Cette médiatisation festive semble devenue une manière d’être des cortèges revendicatifs. Les grèves de novembre-décembre 1995 portent de manière emblématique ces traces de joie à la fois naturelle et organisée, mélange de l’inventivité des salariés en action et de la tradition syndicale du cortège manifestant : « La présence traditionnelle de slogans chantés », mais aussi « des camions sono syndicaux », est doublée « d’orchestres improvisés autour des sifflets, des trompettes […] des bidons transformés en tambours576 ».
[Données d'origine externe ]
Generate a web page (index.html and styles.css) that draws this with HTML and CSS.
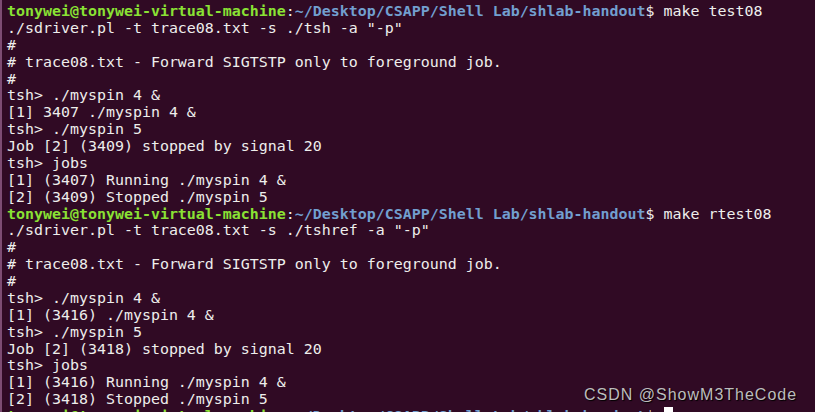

Le slogan désormais célèbre de ce conflit, « Tous ensemble », témoigne d’une manière de plaisir retrouvé de la lutte en commun, d’une convivialité peut-être un temps suspendue. Mais il signale sans doute aussi la volonté désormais si forte de croiser la bienveillance, le soutien du public, touché ici dans ses déplacements quotidiens et dont l’approbation est nécessaire face à la détermination de l’adversaire. C’est plus généralement un trait fort de ce troisième âge de la grève : la solidarité de la population est clairement réclamée. Cela peut aller jusqu’à lui demander un appui actif. Elle est parfois appelée à marcher aux côtés des grévistes pour leur exprimer sa sympathie et montrer à la partie opposée la solidarité participante dont ils disposent. Cette situation se rencontre en particulier lors des « conflits de pays ».